We are given
$$ \underline{add} \ \underline{m} \ \underline{n} = \underline{m+n} $$ $$ \underline{mult} \ \underline{m} \ \underline{n} = \underline{m \times n} $$
and
$$ \underline{sum} \ (\underline{m}, \underline{n}) = \underline{m+n} $$ $$ \underline{prod} \ (\underline{m}, \underline{n}) = \underline{m \times n} $$
where $\underline{sum}$ is said to be an uncurried version of $\underline{add}$ and similarly $\underline{prod}$ is an uncurried version of $\underline{mult}$ such that
$$ \underline{sum} = \underline{uncurry} \ \underline{add} $$ $$ \underline{prod} = \underline{uncurry} \ \underline{mult} $$
where
$$ \underline{curry} = \lambda fx_1 x_2. f (x_1, x_2) $$ $$ \underline{uncurry} = \lambda fp. f (\underline{fst} \ p) (\underline{snd} \ p) $$
The question
The question starts by giving properties that
$$ \underline{curry} (\underline{uncurry} \ E) = E $$ $$ \underline{uncurry} (\underline{curry} \ E) = E $$
And I am to use this to show that:
$$ \underline{add} = \underline{curry} \ \underline{sum} $$ $$ \underline{mult} = \underline{curry} \ \underline{prod} $$
My answer
(i) It would be sufficient to show that $(\underline{curry} \ \underline{sum})\underline{m} \ \underline{n} = \underline{m+n}$.

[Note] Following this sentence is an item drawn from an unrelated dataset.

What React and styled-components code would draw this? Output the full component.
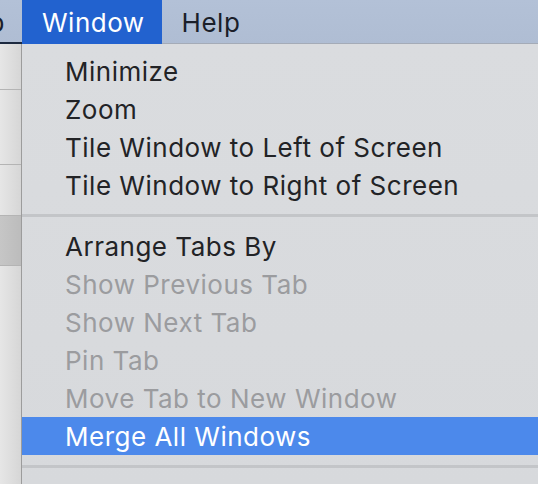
import React from 'react'
import styled, { createGlobalStyle } from 'styled-components'

const Global = createGlobalStyle`
  html, body {
    margin: 0;
    padding: 0;
    background: #d9dbde;
  }
  body {
    font-family: Inter, "Noto Sans", "Liberation Sans", sans-serif;
    -webkit-font-smoothing: antialiased;
  }
`

const topItems = [
  { label: 'Minimize' },
  { label: 'Zoom' },
  { label: 'Tile Window to Left of Screen' },
  { label: 'Tile Window to Right of Screen' },
]

const tabItems = [
  { label: 'Arrange Tabs By' },
  { label: 'Show Previous Tab', disabled: true },
  { label: 'Show Next Tab', disabled: true },
  { label: 'Pin Tab', disabled: true },
  { label: 'Move Tab to New Window', disabled: true },
  { label: 'Merge All Windows', active: true },
]

const App = () => (
  <Screen>
    <Global />
    <MenuBar>
      <Clipped>
        <Title>Develop</Title>
      </Clipped>
      <Title active>Window</Title>
      <Title>Help</Title>
      <BarRest />
    </MenuBar>
    <Body>
      <Strip>
        <StripRow h={46} />
        <StripRow h={75} />
        <StripRow h={51} />
        <StripRow h={50} dark />
        <StripFill />
      </Strip>
      <Menu>
        {topItems.map((it) => (
          <Item key={it.label}>{it.label}</Item>
        ))}
        <Separator />
        {tabItems.map((it) => (
          <Item key={it.label} disabled={it.disabled} active={it.active}>
            {it.label}
          </Item>
        ))}
        <Separator />
      </Menu>
    </Body>
  </Screen>
)

const Screen = styled.div`
  width: 538px;
  height: 484px;
  overflow: hidden;
  display: flex;
  flex-direction: column;
`
const MenuBar = styled.div`
  height: 44px;
  flex: none;
  display: flex;
  background: linear-gradient(#b3c1d7, #afbdd3);
  box-shadow: inset 0 -1px 0 #a4abb7;
`
const Clipped = styled.div`
  width: 22px;
  flex: none;
  overflow: hidden;
  display: flex;
  justify-content: flex-end;
  box-shadow: inset 0 -2px 0 #1d2a40;
`
const Title = styled.div`
  flex: none;
  height: 44px;
  display: flex;
  align-items: center;
  padding: 0 17px 0 20px;
  font-size: 26px;
  letter-spacing: 0.5px;
  color: ${(p) => (p.active ? '#ffffff' : '#1b1f2a')};
  background: ${(p) => (p.active ? '#2262cf' : 'transparent')};
  white-space: nowrap;
`
const BarRest = styled.div`
  flex: 1;
`
const Body = styled.div`
  flex: 1;
  display: flex;
  min-height: 0;
`
const Strip = styled.div`
  width: 21px;
  flex: none;
  display: flex;
  flex-direction: column;
  border-right: 1px solid #9c9c9c;
  background: linear-gradient(90deg, #e6e6e6, #d6d6d6);
`
const StripRow = styled.div`
  height: ${(p) => p.h}px;
  flex: none;
  box-sizing: border-box;
  border-bottom: 1px solid #b4b4b4;
  background: ${(p) => (p.dark ? 'linear-gradient(90deg, #c6c6c6, #bcbcbc)' : 'transparent')};
`
const StripFill = styled.div`
  flex: 1;
`
const Menu = styled.div`
  flex: 1;
  padding-top: 8px;
  background: linear-gradient(180deg, #dadcdf, #d7d9dc);
`
const Item = styled.div`
  height: 38px;
  display: flex;
  align-items: center;
  padding-left: 43px;
  font-size: 26px;
  letter-spacing: 0.5px;
  white-space: nowrap;
  color: ${(p) => (p.active ? '#ffffff' : p.disabled ? '#9b9c9f' : '#222326')};
  background: ${(p) => (p.active ? '#4c89eb' : 'transparent')};
`
const Separator = styled.div`
  height: 23px;
  display: flex;
  align-items: center;
  &::after {
    content: '';
    flex: 1;
    height: 3px;
    background: #c3c5c8;
  }
`

export default App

But $\underline{add} = \underline{curry} (\underline{uncurry} \ \underline{add}) = \underline{curry} \ \underline{sum}$.
So we need to show that $(\underline{curry} (\underline{uncurry} \ \underline{add})) \underline{m} \ \underline{n} = \underline{m+n}$.
Let's go!
$((\lambda f x_1 x_2. f (x_1, x_2)) ( (\lambda fp. f (\underline{fst} \ p)(\underline{snd} \ p)) \ \underline{add} )) \underline{m} \ \underline{n} = ((\lambda fx_1 x_2. f(x_1, x_2)) (\lambda p. \underline{add} (\underline{fst} \ p)(\underline{snd} \ p)) \underline{m} \ \underline{n} = (\lambda x_1 x_2. (\lambda p. \underline{add} (\underline{fst} \ p)(\underline{snd} \ p))(x_1, x_2)) \underline{m} \ \underline{n} = (\lambda x_1 x_2. \underline{add} \ x_1 \ x_2) \underline{m} \ \underline{n} = \underline{add} \ \underline{m} \ \underline{n} = \underline{m+n}$
(ii) It would be sufficient to show that $(\underline{curry} \ \underline{prod}) \underline{m} \ \underline{n} = \underline{m \times n}$.
But $\underline{mult} = \underline{curry} (\underline{uncurry} \ \underline{mult}) = \underline{curry} \ \underline{prod}$.
So we need to show that $(\underline{curry} (\underline{uncurry} \ \underline{mult})) \underline{m} \ \underline{n} = \underline{m \times n}$.
Let's do it!
$((\lambda f x_1 x_2. f(x_1, x_2)) ((\lambda fp. f(\underline{fst} \ p)(\underline{snd} \ p)) \underline{mult})) \underline{m} \ \underline{n} = ((\lambda fx_1 x_2. f(x_1, x_2)) (\lambda p. \underline{mult} (\underline{fst} \ p)(\underline{snd} \ p))) \underline{m} \ \underline{n} = (\lambda x_1 x_2. (\lambda p. \underline{mult} (\underline{fst} \ p)(\underline{snd} \ p)) (x_1, x_2)) \underline{m} \ \underline{n} = (\lambda x_1 x_2. \underline{mult} \ x_1 x_2) \underline{m} \ \underline{n} = \underline{mult} \ \underline{m} \ \underline{n} = \underline{m \times n}$
$\square$
Are the steps correct and reasonable? Thanks a bunch!